# Your objective
Without the pictures, can you quote each line below exactly?

====

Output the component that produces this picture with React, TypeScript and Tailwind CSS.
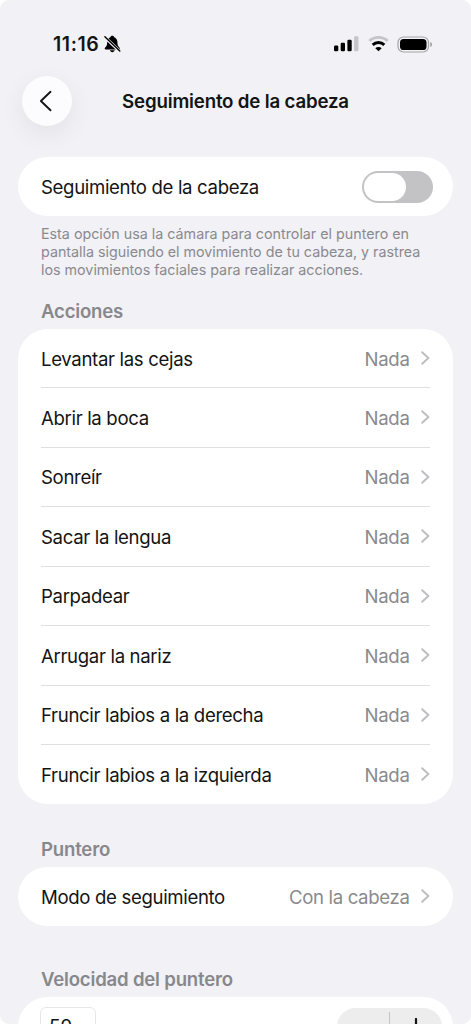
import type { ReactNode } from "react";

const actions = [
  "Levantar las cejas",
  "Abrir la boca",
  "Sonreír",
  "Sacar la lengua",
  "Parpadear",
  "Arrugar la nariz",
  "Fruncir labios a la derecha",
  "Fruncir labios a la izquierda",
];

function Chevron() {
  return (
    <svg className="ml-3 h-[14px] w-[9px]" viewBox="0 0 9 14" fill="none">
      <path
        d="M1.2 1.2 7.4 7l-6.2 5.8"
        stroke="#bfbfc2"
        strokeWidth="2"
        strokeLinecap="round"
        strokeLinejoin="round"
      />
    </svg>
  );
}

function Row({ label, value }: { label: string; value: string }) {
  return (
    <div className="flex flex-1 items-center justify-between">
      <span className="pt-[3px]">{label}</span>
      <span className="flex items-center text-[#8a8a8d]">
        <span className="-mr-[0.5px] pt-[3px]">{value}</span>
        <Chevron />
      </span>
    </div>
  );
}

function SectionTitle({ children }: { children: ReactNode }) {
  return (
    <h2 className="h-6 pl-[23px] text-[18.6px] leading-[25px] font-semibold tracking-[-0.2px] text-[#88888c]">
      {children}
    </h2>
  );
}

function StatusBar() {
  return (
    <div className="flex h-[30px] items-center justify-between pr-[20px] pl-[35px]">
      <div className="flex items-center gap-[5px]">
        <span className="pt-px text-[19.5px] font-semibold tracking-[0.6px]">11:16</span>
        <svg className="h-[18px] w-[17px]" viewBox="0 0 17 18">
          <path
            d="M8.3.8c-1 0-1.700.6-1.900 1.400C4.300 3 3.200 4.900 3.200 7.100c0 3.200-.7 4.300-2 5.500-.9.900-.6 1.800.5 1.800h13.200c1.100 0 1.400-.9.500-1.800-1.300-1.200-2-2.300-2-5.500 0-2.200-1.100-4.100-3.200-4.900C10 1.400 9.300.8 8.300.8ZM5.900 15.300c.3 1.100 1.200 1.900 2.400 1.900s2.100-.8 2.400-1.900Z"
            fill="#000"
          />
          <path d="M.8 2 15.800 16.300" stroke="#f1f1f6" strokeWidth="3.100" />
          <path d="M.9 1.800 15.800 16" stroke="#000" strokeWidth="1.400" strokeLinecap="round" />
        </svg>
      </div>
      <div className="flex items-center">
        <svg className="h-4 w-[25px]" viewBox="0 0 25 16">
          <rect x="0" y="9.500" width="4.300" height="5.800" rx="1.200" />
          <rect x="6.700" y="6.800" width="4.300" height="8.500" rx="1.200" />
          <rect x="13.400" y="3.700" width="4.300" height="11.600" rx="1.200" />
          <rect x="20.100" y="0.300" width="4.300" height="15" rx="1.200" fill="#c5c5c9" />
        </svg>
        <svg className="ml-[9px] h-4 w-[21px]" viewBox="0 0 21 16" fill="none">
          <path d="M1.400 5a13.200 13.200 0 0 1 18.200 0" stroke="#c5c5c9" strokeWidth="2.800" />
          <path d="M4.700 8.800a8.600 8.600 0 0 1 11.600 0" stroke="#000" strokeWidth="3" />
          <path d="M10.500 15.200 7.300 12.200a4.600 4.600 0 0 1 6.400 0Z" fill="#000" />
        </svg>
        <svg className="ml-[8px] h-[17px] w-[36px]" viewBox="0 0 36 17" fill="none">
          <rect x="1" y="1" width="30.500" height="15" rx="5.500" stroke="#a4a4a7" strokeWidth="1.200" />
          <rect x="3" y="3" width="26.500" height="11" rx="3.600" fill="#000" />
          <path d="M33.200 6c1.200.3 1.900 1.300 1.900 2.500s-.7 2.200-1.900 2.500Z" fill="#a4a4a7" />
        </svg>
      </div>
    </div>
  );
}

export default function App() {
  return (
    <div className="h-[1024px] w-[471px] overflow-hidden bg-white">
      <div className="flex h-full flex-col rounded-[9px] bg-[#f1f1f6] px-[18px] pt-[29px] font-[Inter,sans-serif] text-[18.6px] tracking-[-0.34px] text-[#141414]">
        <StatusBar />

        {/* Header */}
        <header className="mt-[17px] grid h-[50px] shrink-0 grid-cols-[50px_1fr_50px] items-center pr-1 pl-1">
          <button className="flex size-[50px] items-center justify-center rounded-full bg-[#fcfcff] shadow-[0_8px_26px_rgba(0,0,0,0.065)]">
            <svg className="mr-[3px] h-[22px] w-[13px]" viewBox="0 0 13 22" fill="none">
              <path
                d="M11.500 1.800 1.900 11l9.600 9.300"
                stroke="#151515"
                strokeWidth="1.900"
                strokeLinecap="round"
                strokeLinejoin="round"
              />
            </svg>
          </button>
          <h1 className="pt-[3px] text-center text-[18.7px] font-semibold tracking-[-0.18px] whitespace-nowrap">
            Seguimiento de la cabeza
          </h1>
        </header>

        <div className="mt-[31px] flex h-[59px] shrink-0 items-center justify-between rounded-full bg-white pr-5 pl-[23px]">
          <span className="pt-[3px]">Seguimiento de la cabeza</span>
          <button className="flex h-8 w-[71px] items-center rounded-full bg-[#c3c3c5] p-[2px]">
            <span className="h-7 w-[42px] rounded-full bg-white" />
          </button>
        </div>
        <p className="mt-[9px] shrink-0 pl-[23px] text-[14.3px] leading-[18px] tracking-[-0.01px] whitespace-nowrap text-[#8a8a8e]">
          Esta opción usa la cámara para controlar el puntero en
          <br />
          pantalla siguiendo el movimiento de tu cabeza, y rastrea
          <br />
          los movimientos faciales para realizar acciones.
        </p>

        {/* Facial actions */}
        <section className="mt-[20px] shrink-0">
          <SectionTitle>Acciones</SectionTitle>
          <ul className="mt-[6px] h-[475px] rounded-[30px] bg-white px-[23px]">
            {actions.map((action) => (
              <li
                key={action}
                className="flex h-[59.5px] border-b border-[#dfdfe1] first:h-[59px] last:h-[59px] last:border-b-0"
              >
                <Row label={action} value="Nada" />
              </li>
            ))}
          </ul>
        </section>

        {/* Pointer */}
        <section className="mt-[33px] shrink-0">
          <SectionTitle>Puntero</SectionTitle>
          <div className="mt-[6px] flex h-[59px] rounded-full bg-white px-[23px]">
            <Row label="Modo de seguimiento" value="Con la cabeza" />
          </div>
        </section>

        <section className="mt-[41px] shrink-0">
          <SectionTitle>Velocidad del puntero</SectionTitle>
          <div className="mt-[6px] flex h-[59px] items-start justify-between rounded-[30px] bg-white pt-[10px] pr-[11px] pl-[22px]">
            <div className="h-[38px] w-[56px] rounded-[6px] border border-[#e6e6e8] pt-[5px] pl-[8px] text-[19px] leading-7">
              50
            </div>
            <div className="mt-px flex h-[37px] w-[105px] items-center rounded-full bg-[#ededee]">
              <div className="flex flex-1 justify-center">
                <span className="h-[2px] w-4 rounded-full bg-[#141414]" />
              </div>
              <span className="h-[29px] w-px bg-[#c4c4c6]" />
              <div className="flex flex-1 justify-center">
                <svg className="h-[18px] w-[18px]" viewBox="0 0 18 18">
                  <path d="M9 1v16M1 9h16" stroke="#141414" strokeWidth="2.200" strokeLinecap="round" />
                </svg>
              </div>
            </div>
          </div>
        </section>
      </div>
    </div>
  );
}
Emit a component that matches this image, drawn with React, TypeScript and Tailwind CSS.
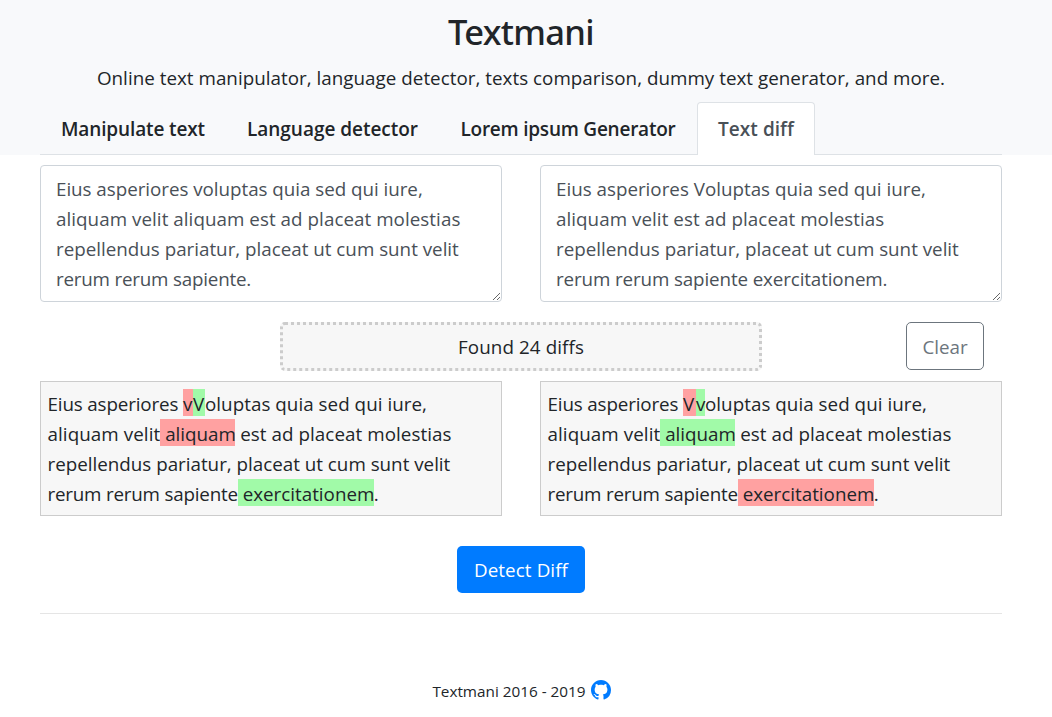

====

# Solution
Output the component that produces this picture with React, TypeScript and Tailwind CSS.
import type { ReactNode } from "react";

const actions = [
  "Levantar las cejas",
  "Abrir la boca",
  "Sonreír",
  "Sacar la lengua",
  "Parpadear",
  "Arrugar la nariz",
  "Fruncir labios a la derecha",
  "Fruncir labios a la izquierda",
];

function Chevron() {
  return (
    <svg className="ml-3 h-[14px] w-[9px]" viewBox="0 0 9 14" fill="none">
      <path
        d="M1.2 1.2 7.4 7l-6.2 5.8"
        stroke="#bfbfc2"
        strokeWidth="2"
        strokeLinecap="round"
        strokeLinejoin="round"
      />
    </svg>
  );
}

function Row({ label, value }: { label: string; value: string }) {
  return (
    <div className="flex flex-1 items-center justify-between">
      <span className="pt-[3px]">{label}</span>
      <span className="flex items-center text-[#8a8a8d]">
        <span className="-mr-[0.5px] pt-[3px]">{value}</span>
        <Chevron />
      </span>
    </div>
  );
}

function SectionTitle({ children }: { children: ReactNode }) {
  return (
    <h2 className="h-6 pl-[23px] text-[18.6px] leading-[25px] font-semibold tracking-[-0.2px] text-[#88888c]">
      {children}
    </h2>
  );
}

function StatusBar() {
  return (
    <div className="flex h-[30px] items-center justify-between pr-[20px] pl-[35px]">
      <div className="flex items-center gap-[5px]">
        <span className="pt-px text-[19.5px] font-semibold tracking-[0.6px]">11:16</span>
        <svg className="h-[18px] w-[17px]" viewBox="0 0 17 18">
          <path
            d="M8.3.8c-1 0-1.700.6-1.900 1.400C4.300 3 3.200 4.900 3.200 7.100c0 3.200-.7 4.300-2 5.500-.9.900-.6 1.800.5 1.800h13.200c1.100 0 1.400-.9.500-1.800-1.300-1.200-2-2.300-2-5.500 0-2.200-1.100-4.100-3.200-4.900C10 1.400 9.300.8 8.300.8ZM5.900 15.300c.3 1.100 1.200 1.900 2.400 1.900s2.100-.8 2.400-1.900Z"
            fill="#000"
          />
          <path d="M.8 2 15.800 16.300" stroke="#f1f1f6" strokeWidth="3.100" />
          <path d="M.9 1.800 15.800 16" stroke="#000" strokeWidth="1.400" strokeLinecap="round" />
        </svg>
      </div>
      <div className="flex items-center">
        <svg className="h-4 w-[25px]" viewBox="0 0 25 16">
          <rect x="0" y="9.500" width="4.300" height="5.800" rx="1.200" />
          <rect x="6.700" y="6.800" width="4.300" height="8.500" rx="1.200" />
          <rect x="13.400" y="3.700" width="4.300" height="11.600" rx="1.200" />
          <rect x="20.100" y="0.300" width="4.300" height="15" rx="1.200" fill="#c5c5c9" />
        </svg>
        <svg className="ml-[9px] h-4 w-[21px]" viewBox="0 0 21 16" fill="none">
          <path d="M1.400 5a13.200 13.200 0 0 1 18.200 0" stroke="#c5c5c9" strokeWidth="2.800" />
          <path d="M4.700 8.800a8.600 8.600 0 0 1 11.600 0" stroke="#000" strokeWidth="3" />
          <path d="M10.500 15.200 7.300 12.200a4.600 4.600 0 0 1 6.400 0Z" fill="#000" />
        </svg>
        <svg className="ml-[8px] h-[17px] w-[36px]" viewBox="0 0 36 17" fill="none">
          <rect x="1" y="1" width="30.500" height="15" rx="5.500" stroke="#a4a4a7" strokeWidth="1.200" />
          <rect x="3" y="3" width="26.500" height="11" rx="3.600" fill="#000" />
          <path d="M33.200 6c1.200.3 1.900 1.300 1.900 2.500s-.7 2.200-1.900 2.500Z" fill="#a4a4a7" />
        </svg>
      </div>
    </div>
  );
}

export default function App() {
  return (
    <div className="h-[1024px] w-[471px] overflow-hidden bg-white">
      <div className="flex h-full flex-col rounded-[9px] bg-[#f1f1f6] px-[18px] pt-[29px] font-[Inter,sans-serif] text-[18.6px] tracking-[-0.34px] text-[#141414]">
        <StatusBar />

        {/* Header */}
        <header className="mt-[17px] grid h-[50px] shrink-0 grid-cols-[50px_1fr_50px] items-center pr-1 pl-1">
          <button className="flex size-[50px] items-center justify-center rounded-full bg-[#fcfcff] shadow-[0_8px_26px_rgba(0,0,0,0.065)]">
            <svg className="mr-[3px] h-[22px] w-[13px]" viewBox="0 0 13 22" fill="none">
              <path
                d="M11.500 1.800 1.900 11l9.600 9.300"
                stroke="#151515"
                strokeWidth="1.900"
                strokeLinecap="round"
                strokeLinejoin="round"
              />
            </svg>
          </button>
          <h1 className="pt-[3px] text-center text-[18.7px] font-semibold tracking-[-0.18px] whitespace-nowrap">
            Seguimiento de la cabeza
          </h1>
        </header>

        <div className="mt-[31px] flex h-[59px] shrink-0 items-center justify-between rounded-full bg-white pr-5 pl-[23px]">
          <span className="pt-[3px]">Seguimiento de la cabeza</span>
          <button className="flex h-8 w-[71px] items-center rounded-full bg-[#c3c3c5] p-[2px]">
            <span className="h-7 w-[42px] rounded-full bg-white" />
          </button>
        </div>
        <p className="mt-[9px] shrink-0 pl-[23px] text-[14.3px] leading-[18px] tracking-[-0.01px] whitespace-nowrap text-[#8a8a8e]">
          Esta opción usa la cámara para controlar el puntero en
          <br />
          pantalla siguiendo el movimiento de tu cabeza, y rastrea
          <br />
          los movimientos faciales para realizar acciones.
        </p>

        {/* Facial actions */}
        <section className="mt-[20px] shrink-0">
          <SectionTitle>Acciones</SectionTitle>
          <ul className="mt-[6px] h-[475px] rounded-[30px] bg-white px-[23px]">
            {actions.map((action) => (
              <li
                key={action}
                className="flex h-[59.5px] border-b border-[#dfdfe1] first:h-[59px] last:h-[59px] last:border-b-0"
              >
                <Row label={action} value="Nada" />
              </li>
            ))}
          </ul>
        </section>

        {/* Pointer */}
        <section className="mt-[33px] shrink-0">
          <SectionTitle>Puntero</SectionTitle>
          <div className="mt-[6px] flex h-[59px] rounded-full bg-white px-[23px]">
            <Row label="Modo de seguimiento" value="Con la cabeza" />
          </div>
        </section>

        <section className="mt-[41px] shrink-0">
          <SectionTitle>Velocidad del puntero</SectionTitle>
          <div className="mt-[6px] flex h-[59px] items-start justify-between rounded-[30px] bg-white pt-[10px] pr-[11px] pl-[22px]">
            <div className="h-[38px] w-[56px] rounded-[6px] border border-[#e6e6e8] pt-[5px] pl-[8px] text-[19px] leading-7">
              50
            </div>
            <div className="mt-px flex h-[37px] w-[105px] items-center rounded-full bg-[#ededee]">
              <div className="flex flex-1 justify-center">
                <span className="h-[2px] w-4 rounded-full bg-[#141414]" />
              </div>
              <span className="h-[29px] w-px bg-[#c4c4c6]" />
              <div className="flex flex-1 justify-center">
                <svg className="h-[18px] w-[18px]" viewBox="0 0 18 18">
                  <path d="M9 1v16M1 9h16" stroke="#141414" strokeWidth="2.200" strokeLinecap="round" />
                </svg>
              </div>
            </div>
          </div>
        </section>
      </div>
    </div>
  );
}
Emit a component that matches this image, drawn with React, TypeScript and Tailwind CSS.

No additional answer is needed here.